A report Gillies helped prepare for Gov. Jon Huntsman Jr.’s Blue Ribbon Advisory Council on Climate Change indicates this sense of relief is incongruent with the actual situation. “Ongoing greenhouse-gas emissions at or above current levels will likely result in a decline in Utah’s mountain snowpack, and the threat of severe and prolonged episodic drought in Utah is real,” he wrote.

It might not seem real when so many Utahns have routinely awakened to a dusting of snow on their doorsteps.

Those who measure water for a living are accustomed to the eye-rolling and long sighs they get for preaching conservation—especially in a wet year. “We don’t know all of the effects yet. Our overall snowpack and precipitation have been dropping, on average,” says Vicki Bennett, director of Salt Lake City’s Office of Sustainability and the Environment. “Seasonal weather variations and long-term climate change are two completely different things. One good or bad season, or even a few, that doesn’t mean a thing. The science of climate change is based on centuries of data.”

Snow from the Wasatch Range typically melts off neatly, providing a reliable natural water reservoir. All too soon, however, we may be seeing less snow.

Fewer powder days may be one thing, but a significant depletion of water is another thing entirely. And it has Jeff Niermeyer, director of Salt Lake City Public Utilities, wondering about our collective future.

“Typically, our Wasatch snowpack begins in November and lasts until the middle of April,” Niermeyer says. “But we’ll begin to see a precipitation cycle with no snow until late November or early December, with significant melting patterns by early March.

“This last summer was the driest on record in Salt Lake City. And a shift toward an even drier climate needs to be accounted for and prepared for. Our precipitation will change from snow-driven to rain-driven, so our methods of delivering water must change,” he says.

Water experts are trying to get out ahead of the anticipated shift from snow- to rain-based precipitation. One method—aquifier storage and recovery (ASR)—relies on collection and injection of rainwater into the ground, where it’s kept until the hotter summer season. ASR is currently under study as a pilot project at the Metropolitan Water District that serves Salt Lake City and Sandy.

Niermeyer adds it’s possible the city may elect to enlarge Little Dell dam between Parley’s and Emigration canyons. It stores about 21,000 acre-feet of water but was originally considered able to hold more than twice that amount.
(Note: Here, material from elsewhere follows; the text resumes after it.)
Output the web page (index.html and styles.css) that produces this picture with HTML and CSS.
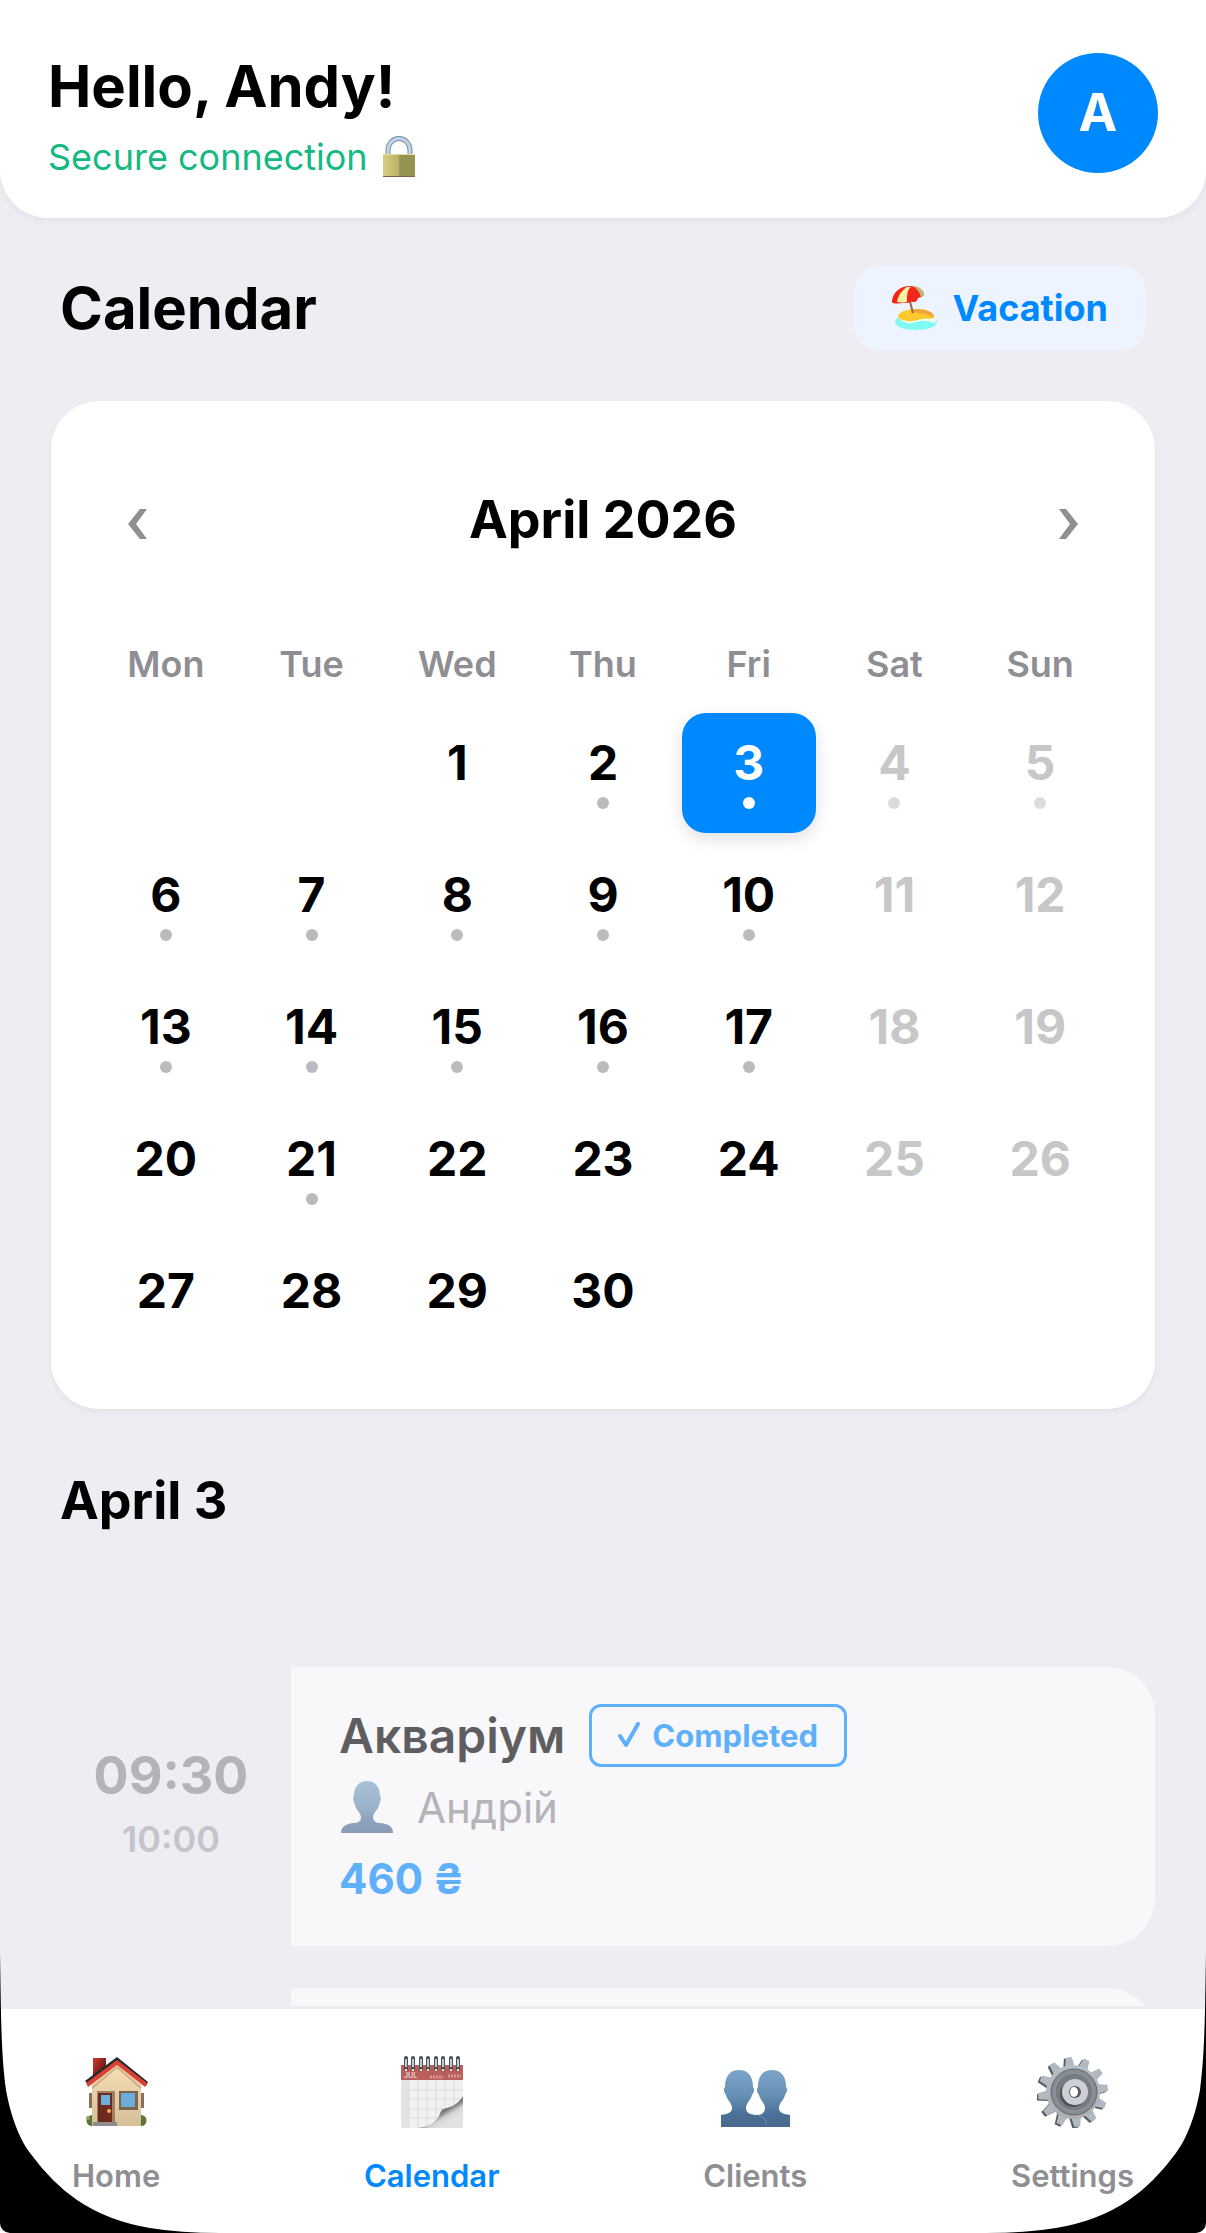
FILE: index.html
```html
<!DOCTYPE html>
<html lang="en">

<head>
    <meta charset="UTF-8">
    <meta name="viewport" content="width=device-width, initial-scale=1.0">
    <title>Calendar</title>
    <link rel="stylesheet" href="styles.css">
</head>

<body>
    <header class="header">
        <div>
            <h1 class="hello">Hello, Andy!</h1>
            <p class="secure">Secure connection
                <svg class="lock-icon" viewBox="0 0 34 42" aria-hidden="true">
                    <defs>
                        <linearGradient id="brass">
                            <stop offset="0" stop-color="#d6cf7e" />
                            <stop offset="0.5" stop-color="#b9b163" />
                            <stop offset="0.52" stop-color="#989155" />
                            <stop offset="1" stop-color="#94954f" />
                        </linearGradient>
                    </defs>
                    <path d="M6 19V14a11 11.500 0 0 1 22 0v5" fill="none" stroke="#7d8792" stroke-width="5" />
                    <path d="M6 19V14a11 11.500 0 0 1 22 0v5" fill="none" stroke="#bcd5ee" stroke-width="3" />
                    <rect x="1" y="18" width="32" height="23" rx="1" fill="url(#brass)" />
                    <path d="M1 18.500h32" stroke="#e6dc9b" />
                    <path d="M1 40.500h32" stroke="#80604a" />
                </svg>
            </p>
        </div>
        <div class="avatar">A</div>
    </header>

    <main class="content">
        <div class="page-head">
            <h2>Calendar</h2>
            <button type="button" class="vacation">
                <svg class="beach-icon" viewBox="0 0 46 44" aria-hidden="true">
                    <ellipse cx="24" cy="36" rx="21" ry="8" fill="#7ffaf0" />
                    <path d="M5 31q8 8 16 6q8-4 22 0q2-4-1-7z" fill="#eefcf2" />
                    <path d="M6 30c2-5 10-7 18-7 10 0 18 3 18 8 0 3-6 1-12 2s-9 3-15 2-9-2-9-5z" fill="#fdc92f" />
                    <path d="M24 23c10 0 18 3 18 8-6-2-10-4-22-5z" fill="#f0a33a" />
                    <path d="M17 12l4 15" stroke="#94653f" stroke-width="2" />
                    <path d="M0 14C2 5 9 0 18 0s14 4 14 9q-3 3-6 3-1 4-4 4-4-1-6 1-4 0-6 0-6 1-9 0-2-1-1-3z" fill="#f3261b" />
                    <path d="M15 1C9 5 6 10 5 16q5 1 10 0C15 9 15 4 19 1z" fill="#fff0a0" />
                    <path d="M20 0c5 2 8 7 9 11q4-1 3-4C30 3 26 0 20 0z" fill="#bfb974" />
                </svg>
                Vacation
            </button>
        </div>

        <section class="calendar">
            <div class="month">
                <button type="button" class="month-arrow" aria-label="Previous month">
                    <svg viewBox="0 0 20 30"><path d="M12 0h7L8 15l11 15h-7L0 15z" fill="currentColor" /></svg>
                </button>
                <h3>April 2026</h3>
                <button type="button" class="month-arrow" aria-label="Next month">
                    <svg viewBox="0 0 20 30"><path d="M8 0H1l11 15L1 30h7l12-15z" fill="currentColor" /></svg>
                </button>
            </div>
            <div class="grid weekdays">
                <span>Mon</span>
                <span>Tue</span>
                <span>Wed</span>
                <span>Thu</span>
                <span>Fri</span>
                <span>Sat</span>
                <span>Sun</span>
            </div>
            <div class="grid days">
                <button type="button" class="day first">1</button>
                <button type="button" class="day busy">2</button>
                <button type="button" class="day busy selected">3</button>
                <button type="button" class="day busy weekend">4</button>
                <button type="button" class="day busy weekend">5</button>
                <button type="button" class="day busy">6</button>
                <button type="button" class="day busy">7</button>
                <button type="button" class="day busy">8</button>
                <button type="button" class="day busy">9</button>
                <button type="button" class="day busy">10</button>
                <button type="button" class="day weekend">11</button>
                <button type="button" class="day weekend">12</button>
                <button type="button" class="day busy">13</button>
                <button type="button" class="day busy">14</button>
                <button type="button" class="day busy">15</button>
                <button type="button" class="day busy">16</button>
                <button type="button" class="day busy">17</button>
                <button type="button" class="day weekend">18</button>
                <button type="button" class="day weekend">19</button>
                <button type="button" class="day">20</button>
                <button type="button" class="day busy">21</button>
                <button type="button" class="day">22</button>
                <button type="button" class="day">23</button>
                <button type="button" class="day">24</button>
                <button type="button" class="day weekend">25</button>
                <button type="button" class="day weekend">26</button>
                <button type="button" class="day">27</button>
                <button type="button" class="day">28</button>
                <button type="button" class="day">29</button>
                <button type="button" class="day">30</button>
            </div>
        </section>

        <h3 class="day-title">April 3</h3>

        <div class="visits">
            <article class="visit">
                <div class="visit-time">
                    <span class="time-from">09:30</span>
                    <span class="time-to">10:00</span>
                </div>
                <div class="visit-info">
                    <div class="visit-name">
                        <h4>Акваріум</h4>
                        <span class="badge">
                            <svg class="check-icon" viewBox="0 0 22 26" aria-hidden="true">
                                <path d="M2 14l6 9L20 2" fill="none" stroke="currentColor" stroke-width="4" stroke-linecap="round" stroke-linejoin="round" />
                            </svg>
                            Completed
                        </span>
                    </div>
                    <div class="visit-client">
                        <svg class="person-icon" viewBox="0 0 54 54" aria-hidden="true">
                            <path d="M28 1c-8 0-13 6-13 15-2 2 0 6 1 9 1 5 6 8 6 12 0 5-4 6-8 6-8 1-12 4-12 10h52c0-6-4-9-12-10-4 0-8-1-8-6 0-4 5-7 6-12 1-3 3-7 1-9 0-9-5-15-13-15z" fill="url(#blue)" />
                        </svg>
                        Андрій
                    </div>
                    <div class="visit-price">460 ₴</div>
                </div>
            </article>
            <article class="visit">
                <div class="visit-time"></div>
                <div class="visit-info"></div>
            </article>
        </div>
    </main>

    <nav class="tabs">
        <a href="#home" class="tab">
            <svg class="tab-icon" viewBox="0 0 72 72" aria-hidden="true">
                <defs>
                    <linearGradient id="wall" x2="0" y2="1">
                        <stop offset="0" stop-color="#f8dfb4" />
                        <stop offset="1" stop-color="#d3bf98" />
                    </linearGradient>
                    <linearGradient id="brick" x2="1" y2="1">
                        <stop offset="0" stop-color="#d6382f" />
                        <stop offset="1" stop-color="#3d0f0c" />
                    </linearGradient>
                </defs>
                <path d="M9 37h3v15H9zM61 37h3v15h-3z" fill="#8a7058" />
                <rect x="13" y="2" width="13" height="20" fill="url(#brick)" />
                <path d="M12 28L37 8l24 20v42H12z" fill="url(#wall)" />
                <path d="M12 32L37 11l24 21" fill="none" stroke="#a98862" stroke-width="2" opacity="0.5" />
                <path d="M5 25L37 1l31 25-2 4-29-23L9 29z" fill="#242a2c" />
                <path d="M6 27L37 4l30 23-2 4-28-22L8 31z" fill="#da4034" />
                <rect x="17" y="35" width="18" height="31" fill="#a2805f" />
                <rect x="18" y="37" width="14" height="29" fill="#6d2a1e" />
                <rect x="21" y="39" width="9" height="10" fill="#6cb0da" />
                <circle cx="29" cy="55" r="2" fill="#f5b04d" />
                <rect x="39" y="35" width="19" height="19" fill="#7b654f" />
                <rect x="41" y="37" width="14" height="14" fill="#6cacd8" />
                <path d="M13 66h24v4H13z" fill="#8e8d8b" />
                <path d="M12 59a5 5 0 1 0 0 11z" fill="#5e7437" />
                <path d="M61 59a5 5 0 0 1 0 11z" fill="#5e7437" />
                <circle cx="8" cy="62" r="2" fill="#92a65c" />
            </svg>
            Home
        </a>
        <a href="#calendar" class="tab active">
            <svg class="tab-icon" viewBox="0 0 72 72" aria-hidden="true">
                <defs>
                    <linearGradient id="curl" x1="0.2" y1="0.2" x2="0.7" y2="0.8">
                        <stop offset="0" stop-color="#ffffff" />
                        <stop offset="0.45" stop-color="#dddddd" />
                        <stop offset="0.58" stop-color="#707070" />
                        <stop offset="0.8" stop-color="#d4d4d4" />
                        <stop offset="1" stop-color="#e2e2e2" />
                    </linearGradient>
                </defs>
                <rect x="5" y="10" width="62" height="62" fill="#f1f1f1" />
                <path d="M5 24h8v48H5z" fill="#e4e4e4" />
                <path d="M13 24v48M22 24v48M31 24v48M40 24v48M49 24v48M58 24v48M5 34h62M5 43h62M5 53h62M5 62h62" stroke="#dcdcdc" />
                <path d="M22 72c17-2 20-9 24-19 7-1 17-4 21-14v33z" fill="url(#curl)" />
                <rect x="5" y="9" width="62" height="15" fill="#b9605f" />
                <text x="8" y="22" class="cal-text">JUL</text>
                <path d="M34 21h13M52 20h13" stroke="#d79795" stroke-width="3" stroke-dasharray="2 1" />
                <path d="M10 13v-11M17 13v-11M25 13v-11M32 13v-11M40 13v-11M47 13v-11M55 13v-11M62 13v-11" stroke="#4b4f50" stroke-width="4" stroke-linecap="round" />
                <path d="M10 11v-8M17 11v-8M25 11v-8M32 11v-8M40 11v-8M47 11v-8M55 11v-8M62 11v-8" stroke="#b9cfdd" stroke-width="2" />
                <path d="M9 14h2M16 14h2M24 14h2M31 14h2M39 14h2M46 14h2M54 14h2M61 14h2" stroke="#e8dfcf" stroke-width="2" />
            </svg>
            Calendar
        </a>
        <a href="#clients" class="tab">
            <svg class="tab-icon" viewBox="0 0 72 72" aria-hidden="true">
                <defs>
                    <linearGradient id="blue" x2="0" y2="1">
                        <stop offset="0" stop-color="#7aa5c8" />
                        <stop offset="0.45" stop-color="#6690b4" />
                        <stop offset="0.8" stop-color="#4a6f96" />
                        <stop offset="1" stop-color="#4a698c" />
                    </linearGradient>
                </defs>
                <path d="M53 14c-9 0-14 6-14 17-2 2-1 5 1 8 1 5 6 8 6 13 0 4-3 7-8 7v12h33V59c-6-1-11-2-11-7s5-8 6-13c2-3 3-6 1-8 0-11-5-17-14-17z" fill="url(#blue)" />
                <path d="M20 14c-9 0-14 6-14 17-2 2-1 5 1 8 1 5 6 8 6 13s-5 6-11 7v12h45c0-8-3-10-9-12-6 0-11-2-11-7s5-8 6-13c2-3 3-6 1-8 0-11-5-17-14-17z" fill="url(#blue)" />
                <path d="M38 59c6 1 9 4 9 10" fill="none" stroke="#6793b8" />
            </svg>
            Clients
        </a>
        <a href="#settings" class="tab">
            <svg class="tab-icon" viewBox="0 0 72 72" aria-hidden="true">
                <defs>
                    <linearGradient id="steel" x2="0" y2="1">
                        <stop offset="0" stop-color="#b3bfca" />
                        <stop offset="1" stop-color="#b0aeb3" />
                    </linearGradient>
                    <g id="teeth">
                        <path id="tooth" d="M31 12L33 1h6l2 11v48l-2 11h-6l-2-11z" />
                        <use href="#tooth" transform="rotate(30 36 36)" />
                        <use href="#tooth" transform="rotate(60 36 36)" />
                        <use href="#tooth" transform="rotate(90 36 36)" />
                        <use href="#tooth" transform="rotate(120 36 36)" />
                        <use href="#tooth" transform="rotate(150 36 36)" />
                    </g>
                </defs>
                <use href="#teeth" transform="rotate(-7 36 36) translate(-2 1)" fill="#555a60" />
                <use href="#teeth" transform="rotate(-7 36 36)" fill="#b1b8c0" />
                <circle cx="36" cy="36" r="27" fill="url(#steel)" />
                <circle cx="37" cy="36" r="23" fill="#858b91" stroke="#62676c" />
                <circle cx="37" cy="36" r="19" fill="#757c82" stroke="#969da3" />
                <circle cx="36" cy="38" r="13" fill="#4c5156" />
                <circle cx="38" cy="36" r="13" fill="#cdd0d6" />
                <circle cx="38" cy="36" r="6" fill="#5d5a59" />
                <ellipse cx="37" cy="36" rx="4" ry="5" fill="#ffffff" />
            </svg>
            Settings
        </a>
    </nav>

    <!-- rounded corners of the phone screen -->
    <svg class="corner corner-left" viewBox="0 0 220 280" aria-hidden="true">
        <path d="M0 0C1 60 1 100 6 137C12 170 22 189 30 200Q52 230 77 247Q108 268 150 275Q180 280 220 280H10A10 10 0 0 1 0 270z" />
    </svg>
    <svg class="corner corner-right" viewBox="0 0 220 280" aria-hidden="true">
        <path d="M220 0C219 60 219 100 214 137C208 170 198 189 190 200Q168 230 143 247Q112 268 70 275Q40 280 0 280H210A10 10 0 0 0 220 270z" />
    </svg>
</body>

</html>
```

FILE: styles.css
```css
* {
    box-sizing: border-box;
}

body {
    margin: 0;
    height: 100vh;
    display: flex;
    flex-direction: column;
    overflow: hidden;
    background-color: #eeedf3;
    color: #000;
    font-family: Inter, "Liberation Sans", sans-serif;
}

h1,
h2,
h3,
h4,
p {
    margin: 0;
}

button {
    border: none;
    padding: 0;
    background: none;
    color: inherit;
    font-family: inherit;
    cursor: pointer;
}

/* header */
.header {
    display: flex;
    justify-content: space-between;
    align-items: flex-start;
    padding: 53px 48px 34px;
    background-color: #fff;
    border-radius: 0 0 48px 48px;
    box-shadow: 0 3px 9px rgba(0, 0, 0, 0.05);
}

.hello,
.page-head h2 {
    font-size: 58px;
    line-height: 66px;
    font-weight: 700;
}

.secure {
    display: flex;
    align-items: center;
    gap: 14px;
    margin-top: 11px;
    color: #14b981;
    font-size: 36px;
    line-height: 54px;
}

.lock-icon {
    width: 34px;
    height: 42px;
}

.avatar {
    width: 120px;
    height: 120px;
    border-radius: 50%;
    background-color: #0088ff;
    color: #fff;
    font-size: 52px;
    line-height: 120px;
    font-weight: 700;
    text-align: center;
}

/* calendar */
.content {
    flex: 1;
    min-height: 0;
    overflow: hidden;
    padding: 48px 51px 0;
}

.page-head {
    display: flex;
    justify-content: space-between;
    align-items: center;
    padding: 0 9px;
    margin-bottom: 51px;
}

.vacation {
    display: flex;
    align-items: center;
    gap: 14px;
    height: 84px;
    padding: 0 38px;
    border-radius: 24px;
    background-color: #edf4ff;
    color: #0088ff;
    font-size: 36px;
    font-weight: 700;
}

.beach-icon {
    width: 46px;
    height: 44px;
}

.calendar {
    padding: 48px;
    background-color: #fff;
    border-radius: 48px;
    box-shadow: 0 3px 6px rgba(0, 0, 0, 0.05);
}

.month {
    display: flex;
    justify-content: space-between;
    align-items: center;
    height: 142px;
    margin-bottom: 51px;
}

.month h3,
.day-title {
    font-size: 52px;
    line-height: 66px;
    font-weight: 700;
}

.month-arrow {
    width: 78px;
    height: 78px;
    padding-top: 10px;
    color: #8e8e93;
}

.month-arrow svg {
    width: 20px;
    height: 30px;
}

.grid {
    display: grid;
    grid-template-columns: repeat(7, 1fr);
    gap: 12px;
}

.weekdays {
    margin-bottom: 27px;
    color: #8e8e93;
    font-size: 36px;
    line-height: 44px;
    font-weight: 600;
    text-align: center;
}

.day {
    display: flex;
    flex-direction: column;
    align-items: center;
    height: 120px;
    padding-top: 22px;
    border-radius: 24px;
    font-size: 48px;
    line-height: 56px;
    font-weight: 700;
}

.day.first {
    grid-column: 3;
}

.day.busy::after {
    content: "";
    width: 12px;
    height: 12px;
    margin-top: 6px;
    border-radius: 50%;
    background-color: #bbbbbf;
}

.day.weekend {
    color: #c7c7c9;
}

.day.weekend::after {
    background-color: #dcdcde;
}

.day.selected {
    background-color: #0088ff;
    color: #fff;
    box-shadow: 0 6px 18px rgba(0, 0, 0, 0.12);
}

.day.selected::after {
    background-color: #fff;
}

.day-title {
    margin: 59px 0 133px;
    padding: 0 9px;
}

/* visits */
.visits {
    display: flex;
    flex-direction: column;
    gap: 42px;
}

.visit {
    display: flex;
    min-height: 279px;
    border-radius: 48px;
    background-color: #fff;
    opacity: 0.6;
    overflow: hidden;
}

.visit-time {
    display: flex;
    flex-direction: column;
    align-items: center;
    justify-content: center;
    width: 240px;
    padding-bottom: 3px;
    background-color: #eeedf3;
    color: #8e8e93;
}

.time-from {
    font-size: 52px;
    line-height: 68px;
    font-weight: 700;
}

.time-to {
    font-size: 36px;
    line-height: 58px;
    font-weight: 600;
    opacity: 0.7;
}

.visit-info {
    flex: 1;
    padding: 32px 48px 31px;
}

.visit-name,
.visit-client {
    display: flex;
    align-items: center;
    height: 72px;
}

.visit-name {
    gap: 24px;
}

.visit-name h4 {
    font-size: 48px;
    font-weight: 600;
}

.badge {
    display: flex;
    align-items: center;
    gap: 12px;
    height: 63px;
    padding: 0 26px;
    border: 3px solid #0088ff;
    border-radius: 12px;
    color: #0088ff;
    font-size: 31px;
    font-weight: 700;
}

.check-icon {
    width: 22px;
    height: 26px;
}

.visit-client {
    gap: 24px;
    color: #8e8e93;
    font-size: 42px;
}

.person-icon {
    width: 54px;
    height: 54px;
}

.visit-price {
    color: #0088ff;
    font-size: 42px;
    line-height: 72px;
    font-weight: 700;
}

/* bottom tabs */
.tabs {
    display: flex;
    justify-content: space-between;
    padding: 47px 72px 37px;
    border-top: 3px solid #ededf1;
    background-color: #fff;
}

.tab {
    display: flex;
    flex-direction: column;
    align-items: center;
    gap: 28px;
    color: #8e8e93;
    font-size: 31px;
    line-height: 40px;
    font-weight: 600;
    text-decoration: none;
}

.tab.active {
    color: #0088ff;
}

.tab-icon {
    width: 72px;
    height: 72px;
}

.cal-text {
    font-size: 7px;
    fill: #f0d4d2;
}

.corner {
    position: fixed;
    bottom: 0;
    width: 220px;
    height: 280px;
    pointer-events: none;
}

.corner-left {
    left: 0;
}

.corner-right {
    right: 0;
}
```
The potential shift from heavy snow depths to rain, as many climate models indicate, will demand constant vigilance in managing water, experts say. And then there’s the boom in Utah population. Education leaders have been warning that the state’s school-age population will double in the next 10 years and Utah, along with other Western states, still appeals to transplants with a storied reputation for wide-open spaces.

Nobody wants to face the dire predictions, and water conservation talk is decidedly unsexy, says Mark Danenhauer, rivers solutions manager for the nonprofit Utah Rivers Council.

“We’re living in a period of what we call ‘drought rebound,’” Danenhauer says. “People don’t see a need to cut back.” But the URC and other conservation groups keep advocating a 25-percent cut in state water consumption by 2050, he says. That can be accomplished by thoughtful conservation and by shifting to more water-wise sprinkling systems and household appliances.

If Utah—the second driest state behind Nevada—met that 25-percent decrease, “We could save 450,000-acre feet of water a year,” Danenhauer says. “That’s more water than we’ll get from a Lake Powell pipeline and the Bear River [dams] projects combined.”